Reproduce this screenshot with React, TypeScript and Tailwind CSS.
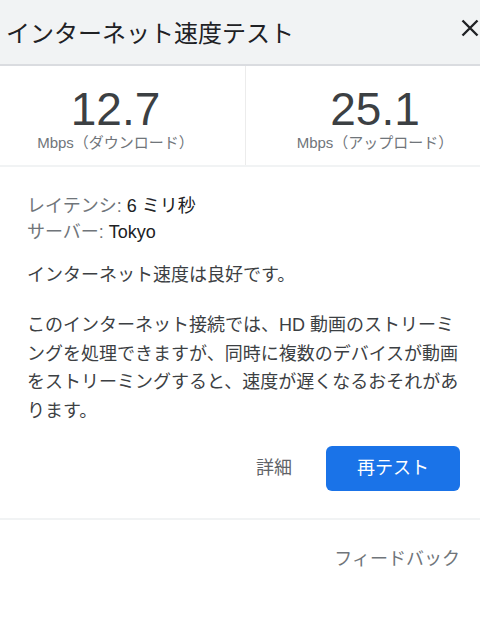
const font = "font-['Liberation_Sans','Noto_Sans_CJK_JP',sans-serif]";

const Stat = ({ value, label, className }: { value: string; label: string; className: string }) => (
  <div className={`flex flex-col items-center pt-[20px] ${className}`}>
    <div className="text-[46px] leading-[46px] text-[#3c4043]">{value}</div>
    <div className="text-[15px] leading-[22px] text-[#70757a]">{label}</div>
  </div>
);

const App = () => {
  return (
    <div className={`w-[480px] h-[623px] bg-white overflow-hidden ${font}`}>
      <div className="h-[66px] bg-[#f1f3f4] border-b-2 border-[#dadce0] flex items-start justify-between">
        <div className="pl-[6px] pt-[17px] text-[24px] leading-[34px] text-[#202124]">インターネット速度テスト</div>
        <svg className="mt-[19px] mr-[1px]" width="18" height="18" viewBox="0 0 18 18">
          <path d="M1.5 1.5 L16.5 16.5 M16.5 1.5 L1.5 16.5" stroke="#202124" strokeWidth="2.4" fill="none" />
        </svg>
      </div>
      <div className="flex h-[101px] border-b-2 border-[#f1f3f4]">
        <Stat value="12.7" label="Mbps（ダウンロード）" className="w-[246px] pr-[14px] border-r border-[#ececec]" />
        <Stat value="25.1" label="Mbps（アップロード）" className="flex-1 pl-[24px]" />
      </div>
      <div className="pl-[27px] pr-[20px] pt-[26px]">
        <div className="text-[18px] leading-[26px]">
          <div><span className="text-[#70757a]">レイテンシ:</span> <span className="text-[#202124]">6 ミリ秒</span></div>
          <div><span className="text-[#70757a]">サーバー:</span> <span className="text-[#202124]">Tokyo</span></div>
        </div>
        <p className="mt-[16px] text-[18px] leading-[28px] text-[#3c4043]">インターネット速度は良好です。</p>
        <p className="mt-[22px] text-[18px] leading-[28.5px] text-[#3c4043]">
          このインターネット接続では、HD 動画のストリーミングを処理できますが、同時に複数のデバイスが動画をストリーミングすると、速度が遅くなるおそれがあります。
        </p>
        <div className="flex justify-end items-center gap-[34px] mt-[21px]">
          <button className="text-[18px] text-[#5f6368]">詳細</button>
          <button className="w-[134px] h-[45px] rounded-[6px] bg-[#1a73e8] text-white text-[18px]">再テスト</button>
        </div>
      </div>
      <div className="mt-[27px] border-t-2 border-[#f1f3f4]"></div>
      <div className="flex justify-end pr-[20px] pt-[26px]">
        <button className="text-[18px] leading-[26px] text-[#70757a]">フィードバック</button>
      </div>
    </div>
  );
};

export default App;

--*--

* _GIVEN TASK_: Quote the data above in full and without alteration; skip the pictures.

* _WRITTEN REPLY_:
Reproduce this screenshot with React, TypeScript and Tailwind CSS.
const font = "font-['Liberation_Sans','Noto_Sans_CJK_JP',sans-serif]";

const Stat = ({ value, label, className }: { value: string; label: string; className: string }) => (
  <div className={`flex flex-col items-center pt-[20px] ${className}`}>
    <div className="text-[46px] leading-[46px] text-[#3c4043]">{value}</div>
    <div className="text-[15px] leading-[22px] text-[#70757a]">{label}</div>
  </div>
);

const App = () => {
  return (
    <div className={`w-[480px] h-[623px] bg-white overflow-hidden ${font}`}>
      <div className="h-[66px] bg-[#f1f3f4] border-b-2 border-[#dadce0] flex items-start justify-between">
        <div className="pl-[6px] pt-[17px] text-[24px] leading-[34px] text-[#202124]">インターネット速度テスト</div>
        <svg className="mt-[19px] mr-[1px]" width="18" height="18" viewBox="0 0 18 18">
          <path d="M1.5 1.5 L16.5 16.5 M16.5 1.5 L1.5 16.5" stroke="#202124" strokeWidth="2.4" fill="none" />
        </svg>
      </div>
      <div className="flex h-[101px] border-b-2 border-[#f1f3f4]">
        <Stat value="12.7" label="Mbps（ダウンロード）" className="w-[246px] pr-[14px] border-r border-[#ececec]" />
        <Stat value="25.1" label="Mbps（アップロード）" className="flex-1 pl-[24px]" />
      </div>
      <div className="pl-[27px] pr-[20px] pt-[26px]">
        <div className="text-[18px] leading-[26px]">
          <div><span className="text-[#70757a]">レイテンシ:</span> <span className="text-[#202124]">6 ミリ秒</span></div>
          <div><span className="text-[#70757a]">サーバー:</span> <span className="text-[#202124]">Tokyo</span></div>
        </div>
        <p className="mt-[16px] text-[18px] leading-[28px] text-[#3c4043]">インターネット速度は良好です。</p>
        <p className="mt-[22px] text-[18px] leading-[28.5px] text-[#3c4043]">
          このインターネット接続では、HD 動画のストリーミングを処理できますが、同時に複数のデバイスが動画をストリーミングすると、速度が遅くなるおそれがあります。
        </p>
        <div className="flex justify-end items-center gap-[34px] mt-[21px]">
          <button className="text-[18px] text-[#5f6368]">詳細</button>
          <button className="w-[134px] h-[45px] rounded-[6px] bg-[#1a73e8] text-white text-[18px]">再テスト</button>
        </div>
      </div>
      <div className="mt-[27px] border-t-2 border-[#f1f3f4]"></div>
      <div className="flex justify-end pr-[20px] pt-[26px]">
        <button className="text-[18px] leading-[26px] text-[#70757a]">フィードバック</button>
      </div>
    </div>
  );
};

export default App;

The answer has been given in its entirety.